Меньше чем за год до этого, в очерке «Герой труда» Цветаева среди многих автобиографических признаний сделала и такое: «Больших я в жизни всегда обходила <…>. Прибавлять к их житейской и душевной обремененности еще гору своей любви? Ибо, если не для любви – для чего же встречаться? На другое есть книги» (СС4, 50). Жизненная встреча с большой творческой индивидуальностью, в отличие от встречи «книжной», была ценна для Цветаевой постольку, поскольку выводила диалог за пределы постижимого через «книги». Интерес к личности творящего, не только раскрываемой, но и скрываемой его текстами, был для нее производным от самопознания: в «другом», если он был поэтом, она могла свободно экстериоризировать свое «я», полагая, что «на острове, где мы родились – ВСЕ – КАК МЫ» (МЦБП, 214). Любовь представлялась ей тем трансгрессивным началом, которое позволяло разомкнуть границы чужой личности, преодолеть закрытость «другого». Любовь к «другому», родившемуся на том самом «острове», становилась способом подтверждения неслучайности (в масштабах того «острова») свойств собственной личности. Во времени изменялась для Цветаевой лишь сравнительная актуальность тех или иных граней ее «я». В диалоге с Рильке очень быстро выяснилось, к осмыслению какой из этих граней привела в это время Цветаеву логика ее самопознания.
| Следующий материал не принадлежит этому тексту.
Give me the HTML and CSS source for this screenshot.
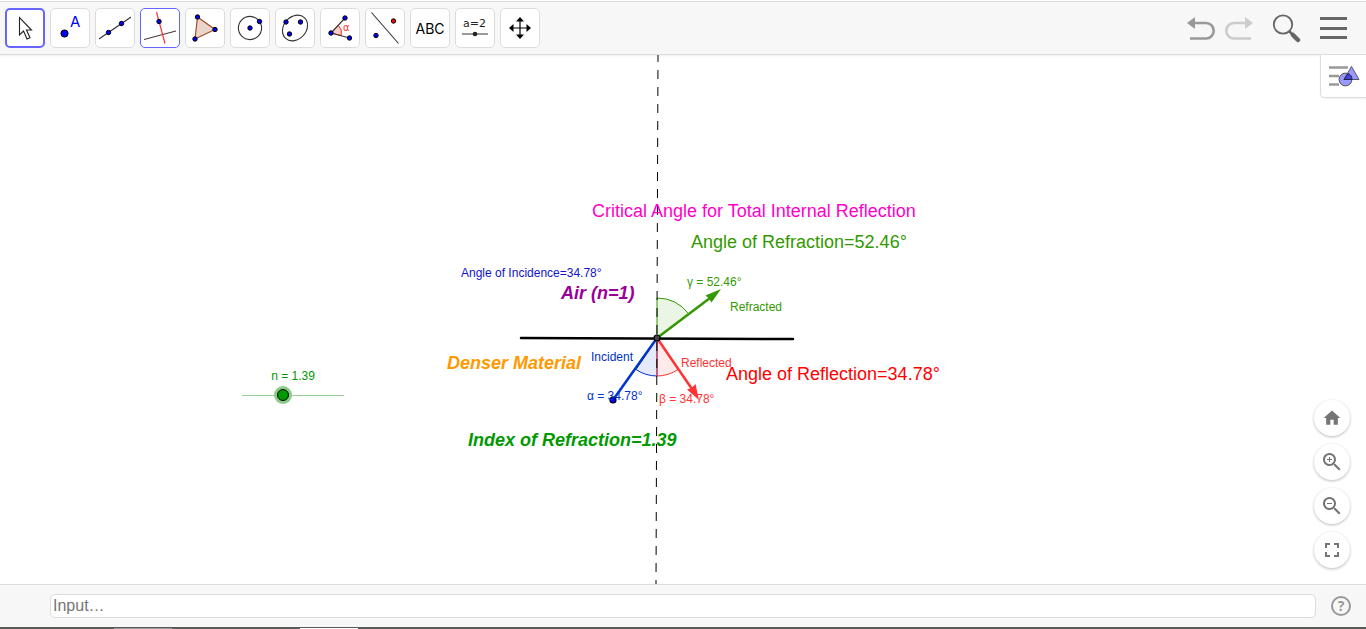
FILE: index.html
```html
<!DOCTYPE html>
<html lang="en">
<head>
<meta charset="utf-8">
<title>Critical Angle for Total Internal Reflection</title>
<link rel="stylesheet" href="styles.css">
</head>
<body>
<header class="toolbar">
  <nav class="tools" aria-label="Tools">
    <button class="tool selected" aria-label="Move"><svg viewBox="0 0 32 32"><path d="M10.500 5.500v17.500l4-4 3.500 8 3-1.300-3.500-7.700h5z" fill="#fff" stroke="#222" stroke-width="1.100"/></svg></button>
    <button class="tool" aria-label="Point"><svg viewBox="0 0 32 32"><circle class="dot" cx="10.500" cy="21.500" r="3.600"/><text x="16" y="15" class="letter">A</text></svg></button>
    <button class="tool" aria-label="Line"><svg viewBox="0 0 32 32"><path class="thin" d="M0 27L32 5"/><circle class="dot" cx="9.500" cy="20.500" r="2.200"/><circle class="dot" cx="22.500" cy="11.500" r="2.200"/></svg></button>
    <button class="tool active" aria-label="Perpendicular line"><svg viewBox="0 0 32 32"><path d="M0 27.500L32 19" stroke="#433" stroke-width="1.100"/><path d="M12.500 0L21 31.500" stroke="#f33" stroke-width="1.200"/><circle class="dot" cx="15" cy="9.500" r="2.200"/></svg></button>
    <button class="tool" aria-label="Polygon"><svg viewBox="0 0 32 32"><path d="M8.500 5L26 17.500L6 27z" fill="#ead5cb" stroke="#a64b2a" stroke-width="1.200"/><circle class="dot" cx="8.500" cy="5" r="2.200"/><circle class="dot" cx="26" cy="17.500" r="2.200"/><circle class="dot" cx="6" cy="27" r="2.200"/></svg></button>
    <button class="tool" aria-label="Circle"><svg viewBox="0 0 32 32"><circle class="thin" cx="16" cy="16" r="11.600"/><circle class="dot" cx="16" cy="16" r="2.200"/><circle class="dot" cx="25.500" cy="9.500" r="2.200"/></svg></button>
    <button class="tool" aria-label="Ellipse"><svg viewBox="0 0 32 32"><ellipse class="thin" cx="16" cy="16" rx="14" ry="11.200" transform="rotate(-48 16 16)"/><circle class="dot" cx="7" cy="10" r="2.200"/><circle class="dot" cx="21.500" cy="10" r="2.200"/><circle class="dot" cx="10.500" cy="22" r="2.200"/></svg></button>
    <button class="tool" aria-label="Angle"><svg viewBox="0 0 32 32"><path d="M7 21l7.500-7.500a10.500 10.500 0 0 1 2.700 10z" fill="#fcc" stroke="#e33" stroke-width="1"/><path class="thin" d="M21 6L7 21l18.500 5"/><circle class="dot" cx="21" cy="6" r="2.200"/><circle class="dot" cx="7" cy="21" r="2.200"/><circle class="dot" cx="25.500" cy="26" r="2.200"/><text x="19" y="19" class="alpha">α</text></svg></button>
    <button class="tool" aria-label="Reflect about line"><svg viewBox="0 0 32 32"><path class="thin" d="M2.500 0.500L29.500 31.500"/><circle class="dot" cx="7" cy="23.500" r="2.200"/><circle class="dot reddot" cx="24.500" cy="9" r="2.200"/></svg></button>
    <button class="tool word" aria-label="Text">ABC</button>
    <button class="tool" aria-label="Slider"><svg viewBox="0 0 32 32"><text x="4" y="15" class="small">a=2</text><path d="M3 22h26" stroke="#555" stroke-width="1.200"/><circle cx="16" cy="22" r="2.300" fill="#222"/></svg></button>
    <button class="tool" aria-label="Move graphics view"><svg viewBox="0 0 32 32"><path d="M8 16h16M16 8v16" stroke="#000" stroke-width="1.200"/><path d="M16 5l4 4.500h-8zM16 27l4-4.500h-8zM5 16l4.500-4v8zM27 16l-4.500-4v8z"/></svg></button>
  </nav>
  <div class="actions">
    <button class="action" aria-label="Undo"><svg width="30" height="26" viewBox="0 0 30 26"><path d="M7 8h12a7.500 7.500 0 0 1 0 15.500H3" fill="none" stroke="#999" stroke-width="2.600"/><path d="M0 8l8-6v12z" fill="#999"/></svg></button>
    <button class="action redo" aria-label="Redo"><svg width="30" height="26" viewBox="0 0 30 26"><path d="M22 8H10a7.500 7.500 0 0 0 0 15.500h17" fill="none" stroke="#ccc" stroke-width="2.600"/><path d="M29 8l-8-6v12z" fill="#ccc"/></svg></button>
    <button class="action search" aria-label="Search"><svg width="30" height="30" viewBox="0 0 30 30"><circle cx="11" cy="11.500" r="9.200" fill="none" stroke="#666" stroke-width="1.800"/><path d="M17 18l4 4" stroke="#666" stroke-width="2.500"/><path d="M21 22l5 5" stroke="#666" stroke-width="4.500" stroke-linecap="round"/></svg></button>
    <button class="action" aria-label="Menu"><svg width="27" height="24" viewBox="0 0 27 24"><path d="M0 2.500h27M0 12.500h27M0 21.500h27" stroke="#666" stroke-width="3"/></svg></button>
  </div>
</header>

<main class="view">
  <svg class="drawing" role="img" aria-label="Refraction and reflection of a light ray">
    <path d="M657 283V243A40 40 0 0 1 688.500 258.700z" class="arc green"/>
    <path d="M657 283V321A38 38 0 0 1 636 314.500z" class="arc blue"/>
    <path d="M657 283V321A38 38 0 0 0 678 314.500z" class="arc red"/>
    <path d="M658 0L656 529" class="normal"/>
    <path d="M521 283L793 284" class="surface"/>
    <path d="M657 283L613 345" class="ray" stroke="#03c"/>
    <path d="M657 283L710 243" class="ray" stroke="#390"/>
    <path d="M721 234L711.500 247.500L709 243.500L705.500 240.500z" fill="#390"/>
    <path d="M657 283L692 334" class="ray" stroke="#f33"/>
    <path d="M699 345L687 334.500L691.500 333L695.500 329z" fill="#f33"/>
    <circle cx="657" cy="283" r="3" fill="#444" stroke="#000" stroke-width="1.200"/>
    <circle cx="613" cy="345" r="3" fill="#00f" stroke="#000" stroke-width="1.200"/>
    <g class="large">
      <text x="592" y="162" fill="#ff00c8">Critical Angle for Total Internal Reflection</text>
      <text x="691" y="193" fill="#390">Angle of Refraction=52.46°</text>
      <text x="726" y="325" fill="#f00">Angle of Reflection=34.78°</text>
    </g>
    <g class="large strong">
      <text x="561" y="244" fill="#909">Air (n=1)</text>
      <text x="447" y="314" fill="#f90">Denser Material</text>
      <text x="468" y="391" fill="#090">Index of Refraction=1.39</text>
    </g>
    <g class="label">
      <text x="461" y="222" fill="#11c">Angle of Incidence=34.78°</text>
      <text x="687" y="231" fill="#390">γ = 52.46°</text>
      <text x="730" y="256" fill="#390">Refracted</text>
      <text x="591" y="306" fill="#03c">Incident</text>
      <text x="681" y="312" fill="#f33">Reflected</text>
      <text x="587" y="345" fill="#03c">α = 34.78°</text>
      <text x="659" y="348" fill="#f33">β = 34.78°</text>
    </g>
  </svg>
  <div class="slider">
    <label for="n">n = 1.39</label>
    <input id="n" type="range" min="1" max="2" step="0.01" value="1.39">
  </div>
  <button class="stylebar" aria-label="Style bar"><svg width="32" height="24" viewBox="0 0 32 24"><path d="M1 2.500h19M1 11h10M1 19.500h10" stroke="#999" stroke-width="2.600"/><circle cx="17.500" cy="14.500" r="6.400" fill="#99f" stroke="#555"/><path d="M23.500 1.500l7.500 13H16z" fill="#88f" fill-opacity="0.850" stroke="#556"/><path d="M16 14.500l4-6a6.400 6.400 0 0 1 4 6z" fill="#44d" stroke="#224"/></svg></button>
  <div class="zoombar">
    <button class="round" aria-label="Standard view"><svg viewBox="0 0 24 24"><path d="M10 20v-6h4v6h5v-8h3L12 3 2 12h3v8z"/></svg></button>
    <button class="round big" aria-label="Zoom in"><svg viewBox="0 0 24 24"><path d="M15.500 14h-.8l-.3-.3A6.500 6.500 0 1 0 13.700 14.400l.3.300v.8l5 5 1.500-1.500zm-6 0a4.500 4.500 0 1 1 0-9 4.500 4.500 0 0 1 0 9zM10 7H9v2H7v1h2v2h1v-2h2V9h-2z"/></svg></button>
    <button class="round big" aria-label="Zoom out"><svg viewBox="0 0 24 24"><path d="M15.500 14h-.8l-.3-.3A6.500 6.500 0 1 0 13.700 14.400l.3.300v.8l5 5 1.500-1.500zm-6 0a4.500 4.500 0 1 1 0-9 4.500 4.500 0 0 1 0 9zM7 9h5v1H7z"/></svg></button>
    <button class="round big" aria-label="Fullscreen"><svg viewBox="0 0 24 24"><path d="M7 14H5v5h5v-2H7zM5 10h2V7h3V5H5zm12 7h-3v2h5v-5h-2zM14 5v2h3v3h2V5z"/></svg></button>
  </div>
</main>

<footer class="inputbar">
  <input class="entry" type="text" placeholder="Input…" aria-label="Input">
  <button class="help" aria-label="Help">?</button>
</footer>
<div class="edge"><span class="tab grey"></span><span class="tab white"></span></div>
</body>
</html>
```

FILE: styles.css
```css
* { box-sizing: border-box; }

body {
  margin: 0;
  height: 100vh;
  display: flex;
  flex-direction: column;
  overflow: hidden;
  background: #fff;
  font-family: "Liberation Sans", Arial, sans-serif;
}

button {
  padding: 0;
  border: 0;
  background: none;
  font-family: inherit;
  cursor: pointer;
}

svg { display: block; }

.toolbar {
  display: flex;
  justify-content: space-between;
  align-items: center;
  margin-top: 1px;
  padding: 6px 19px 6px 5px;
  background: #f7f7f7;
  border-top: 1px solid #dcdcdc;
  border-bottom: 1px solid #dcdcdc;
  box-shadow: 0 1px 2px #eee;
}

.tools { display: flex; gap: 5px; }

.tool {
  width: 40px;
  height: 40px;
  display: flex;
  align-items: center;
  justify-content: center;
  background: #fff;
  border: 1px solid #dcdcdc;
  border-radius: 5px;
}

.tool svg { width: 32px; height: 32px; flex: none; }
.tool.selected { border: 2px solid #66f; }
.tool.active { border-color: #66f; }
.word { font: 14px Inter, sans-serif; color: #000; }
.dot { fill: #00f; stroke: #000; stroke-width: 1; }
.reddot { fill: #f00; }
.thin { fill: none; stroke: #333; stroke-width: 1.1; }
.letter { font: 15px Inter, sans-serif; fill: #00f; }
.alpha { font: 10px "DejaVu Sans", sans-serif; fill: #f33; }
.small { font: 11px "DejaVu Sans", sans-serif; fill: #222; }

.actions { display: flex; align-items: center; gap: 18px; }
.redo { margin-left: -11px; }

.view { position: relative; flex: 1; min-height: 0; }
.drawing { width: 100%; height: 100%; }
.arc { stroke-width: 1; fill-opacity: 0.1; }
.green { fill: #390; stroke: #390; }
.blue { fill: #03c; stroke: #03c; }
.red { fill: #f33; stroke: #f33; }
.normal { stroke: #000; stroke-width: 1; stroke-dasharray: 9 8; stroke-dashoffset: 2; }
.surface { stroke: #000; stroke-width: 2.5; stroke-linecap: round; }
.ray { stroke-width: 2.5; }
.large { font-size: 18px; }
.strong { font-weight: bold; font-style: italic; }
.label { font-size: 12px; }

.slider {
  position: absolute;
  left: 242px;
  top: 313px;
  width: 102px;
  display: flex;
  flex-direction: column;
  align-items: center;
  color: #090;
  font-size: 12px;
  line-height: 16px;
}

.slider input {
  width: 100%;
  height: 22px;
  margin: 0;
  appearance: none;
  background: linear-gradient(#99cf99, #99cf99) center / 100% 1px no-repeat;
}

.slider input::-webkit-slider-thumb {
  appearance: none;
  width: 12px;
  height: 12px;
  border: 1px solid #000;
  border-radius: 50%;
  background: #090;
  box-shadow: 0 0 0 3px #8c8;
}

.stylebar {
  position: absolute;
  top: 0;
  right: 0;
  padding: 10px 6px 8px 7px;
  background: #fff;
  border: solid #dcdcdc;
  border-width: 0 0 1px 1px;
  border-radius: 0 0 0 5px;
  box-shadow: 0 1px 2px #eee;
}

.zoombar {
  position: absolute;
  right: 16px;
  bottom: 16px;
  display: flex;
  flex-direction: column;
  gap: 8px;
}

.round {
  width: 36px;
  height: 36px;
  display: flex;
  align-items: center;
  justify-content: center;
  border-radius: 50%;
  background: #fff;
  box-shadow: 0 1px 3px #bbb;
}

.round svg { width: 20px; height: 20px; fill: #757575; }
.round.big svg { width: 24px; height: 24px; }

.inputbar {
  display: flex;
  align-items: center;
  gap: 15px;
  padding: 9px 15px 9px 50px;
  background: #f7f7f7;
  border-top: 1px solid #dcdcdc;
}

.entry {
  flex: 1;
  height: 24px;
  padding: 0 2px;
  border: 1px solid #dcdcdc;
  border-radius: 5px;
  background: #fff;
  font: 16px "Liberation Sans", Arial, sans-serif;
}

.entry::placeholder { color: #757575; }

.help {
  width: 20px;
  height: 20px;
  border: 2px solid #999;
  border-radius: 50%;
  color: #999;
  font: bold 14px/16px "Open Sans", sans-serif;
}

.edge {
  display: flex;
  gap: 128px;
  height: 2px;
  padding-left: 114px;
  background: #565b58;
}

.tab { width: 58px; height: 1px; margin-top: 1px; }
.grey { background: #999; }
.white { background: #fff; }
```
С первых же писем дав обоим корреспондентам радость взаимного доверия и признания масштабов личности друг друга, переписка Цветаевой и Рильке внезапно прервалась на полмесяца после письма Рильке к Цветаевой от 17 мая, третьего по счету. Объясняя потом причины своего молчания, Цветаева ссылалась на мельком брошенную в письме Рильке фразу о том, что она должна продолжать писать ему, когда ей захочется, даже если он замолчит на какое‐то время (РПЦ, 104). Стало общим местом трактовать решение Цветаевой прервать переписку как ее не вполне адекватную реакцию на эти слова Рильке428, в действительности связанные с его тяжелым физическим состоянием в это время. Между тем пояснения, которые впоследствии дала Цветаева своему решению прекратить переписку с Рильке, свидетельствуют о том, что дело было не в отдельной его фразе, и тем более – не в той, которую она потом цитировала. Рассказ о стремлении к одиночеству, к уединению как лейтмотиве своей жизни – вот что было главным в том письме Рильке. Именно о своем понимании Рильке, основанном на этих его признаниях, писала Цветаева Пастернаку 22 мая, ставя под сомнения планы их совместной поездки к немецкому поэту:
«Что бы мы стали делать с тобой – в жизни?» <…> – «Поехали бы к Рильке». А я тебе скажу, что Рильке перегружен, что ему ничего, никого не нужно, особенно силы, всегда влекущей, отвлекающей. Рильке – отшельник. Гёте в старости понадобился только Эккерман (воля последнего к второму Фаусту и записывающие уши). Р<ильке> перерос Э<ккермана>, ему – между Богом и «вторым Фаустом» не нужно посредника. Он старше Гёте и ближе к делу. На меня от него веет последним холодом имущего, в имущество которого я заведомо и заранее включена. Мне ему нечего дать: всё взято. Да, да, несмотря на жар писем, на безукоризненность слуха и чистоту вслушивания – я ему не нужна, и ты не нужен. Он старше друзей. Эта встреча для меня – большая растрава, удар в сердце, да. Тем более, что он прав (не его холод! оборонительного божества в нем!), что я в свои лучшие высшие сильнейшие, отрешеннейшие часы – сама такая же (МЦБП, 207).